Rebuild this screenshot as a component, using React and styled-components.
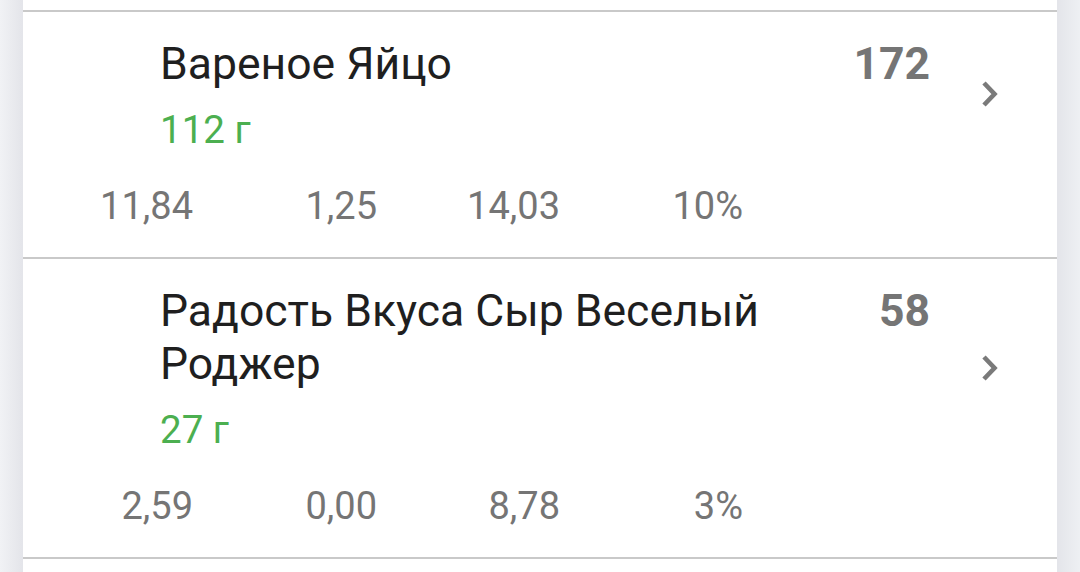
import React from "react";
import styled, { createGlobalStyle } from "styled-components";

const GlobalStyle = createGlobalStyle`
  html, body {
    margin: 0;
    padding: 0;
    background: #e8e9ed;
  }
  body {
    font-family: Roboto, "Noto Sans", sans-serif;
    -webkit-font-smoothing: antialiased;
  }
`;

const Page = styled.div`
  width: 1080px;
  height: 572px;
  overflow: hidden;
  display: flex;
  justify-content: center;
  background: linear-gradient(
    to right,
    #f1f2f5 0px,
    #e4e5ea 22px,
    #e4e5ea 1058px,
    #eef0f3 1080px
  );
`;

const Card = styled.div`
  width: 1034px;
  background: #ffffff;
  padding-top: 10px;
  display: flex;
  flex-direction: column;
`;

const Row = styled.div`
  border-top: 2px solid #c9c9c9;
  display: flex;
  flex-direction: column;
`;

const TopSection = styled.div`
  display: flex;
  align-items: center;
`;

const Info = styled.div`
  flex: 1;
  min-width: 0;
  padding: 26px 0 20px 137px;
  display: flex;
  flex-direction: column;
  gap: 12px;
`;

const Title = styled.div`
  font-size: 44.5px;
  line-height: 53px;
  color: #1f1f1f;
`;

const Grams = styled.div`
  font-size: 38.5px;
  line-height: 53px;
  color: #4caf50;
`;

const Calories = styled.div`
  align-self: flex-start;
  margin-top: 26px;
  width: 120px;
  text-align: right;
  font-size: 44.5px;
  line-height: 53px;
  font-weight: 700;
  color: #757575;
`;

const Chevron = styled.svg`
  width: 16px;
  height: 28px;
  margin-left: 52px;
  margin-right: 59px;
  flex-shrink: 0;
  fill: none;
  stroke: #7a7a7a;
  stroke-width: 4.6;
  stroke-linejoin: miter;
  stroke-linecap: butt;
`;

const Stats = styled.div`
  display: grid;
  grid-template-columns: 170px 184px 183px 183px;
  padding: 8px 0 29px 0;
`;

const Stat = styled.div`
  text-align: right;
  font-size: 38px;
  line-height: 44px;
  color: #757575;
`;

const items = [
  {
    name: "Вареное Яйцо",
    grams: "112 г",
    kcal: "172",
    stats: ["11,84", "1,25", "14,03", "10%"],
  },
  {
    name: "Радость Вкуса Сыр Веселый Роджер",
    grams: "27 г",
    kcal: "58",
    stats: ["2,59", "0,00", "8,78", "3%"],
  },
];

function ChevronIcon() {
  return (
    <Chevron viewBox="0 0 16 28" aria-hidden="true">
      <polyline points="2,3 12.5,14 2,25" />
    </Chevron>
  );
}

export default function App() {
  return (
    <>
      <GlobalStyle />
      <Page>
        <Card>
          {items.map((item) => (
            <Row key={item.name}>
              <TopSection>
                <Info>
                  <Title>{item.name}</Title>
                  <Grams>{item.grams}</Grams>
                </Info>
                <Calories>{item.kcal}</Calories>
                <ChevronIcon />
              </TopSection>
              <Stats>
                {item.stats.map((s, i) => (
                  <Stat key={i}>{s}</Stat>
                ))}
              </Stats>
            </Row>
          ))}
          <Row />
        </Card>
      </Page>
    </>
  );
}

* [Requirement] Copy the data word for word. Pictures do not go in the copy.

* [Answer below]
Rebuild this screenshot as a component, using React and styled-components.
import React from "react";
import styled, { createGlobalStyle } from "styled-components";

const GlobalStyle = createGlobalStyle`
  html, body {
    margin: 0;
    padding: 0;
    background: #e8e9ed;
  }
  body {
    font-family: Roboto, "Noto Sans", sans-serif;
    -webkit-font-smoothing: antialiased;
  }
`;

const Page = styled.div`
  width: 1080px;
  height: 572px;
  overflow: hidden;
  display: flex;
  justify-content: center;
  background: linear-gradient(
    to right,
    #f1f2f5 0px,
    #e4e5ea 22px,
    #e4e5ea 1058px,
    #eef0f3 1080px
  );
`;

const Card = styled.div`
  width: 1034px;
  background: #ffffff;
  padding-top: 10px;
  display: flex;
  flex-direction: column;
`;

const Row = styled.div`
  border-top: 2px solid #c9c9c9;
  display: flex;
  flex-direction: column;
`;

const TopSection = styled.div`
  display: flex;
  align-items: center;
`;

const Info = styled.div`
  flex: 1;
  min-width: 0;
  padding: 26px 0 20px 137px;
  display: flex;
  flex-direction: column;
  gap: 12px;
`;

const Title = styled.div`
  font-size: 44.5px;
  line-height: 53px;
  color: #1f1f1f;
`;

const Grams = styled.div`
  font-size: 38.5px;
  line-height: 53px;
  color: #4caf50;
`;

const Calories = styled.div`
  align-self: flex-start;
  margin-top: 26px;
  width: 120px;
  text-align: right;
  font-size: 44.5px;
  line-height: 53px;
  font-weight: 700;
  color: #757575;
`;

const Chevron = styled.svg`
  width: 16px;
  height: 28px;
  margin-left: 52px;
  margin-right: 59px;
  flex-shrink: 0;
  fill: none;
  stroke: #7a7a7a;
  stroke-width: 4.6;
  stroke-linejoin: miter;
  stroke-linecap: butt;
`;

const Stats = styled.div`
  display: grid;
  grid-template-columns: 170px 184px 183px 183px;
  padding: 8px 0 29px 0;
`;

const Stat = styled.div`
  text-align: right;
  font-size: 38px;
  line-height: 44px;
  color: #757575;
`;

const items = [
  {
    name: "Вареное Яйцо",
    grams: "112 г",
    kcal: "172",
    stats: ["11,84", "1,25", "14,03", "10%"],
  },
  {
    name: "Радость Вкуса Сыр Веселый Роджер",
    grams: "27 г",
    kcal: "58",
    stats: ["2,59", "0,00", "8,78", "3%"],
  },
];

function ChevronIcon() {
  return (
    <Chevron viewBox="0 0 16 28" aria-hidden="true">
      <polyline points="2,3 12.5,14 2,25" />
    </Chevron>
  );
}

export default function App() {
  return (
    <>
      <GlobalStyle />
      <Page>
        <Card>
          {items.map((item) => (
            <Row key={item.name}>
              <TopSection>
                <Info>
                  <Title>{item.name}</Title>
                  <Grams>{item.grams}</Grams>
                </Info>
                <Calories>{item.kcal}</Calories>
                <ChevronIcon />
              </TopSection>
              <Stats>
                {item.stats.map((s, i) => (
                  <Stat key={i}>{s}</Stat>
                ))}
              </Stats>
            </Row>
          ))}
          <Row />
        </Card>
      </Page>
    </>
  );
}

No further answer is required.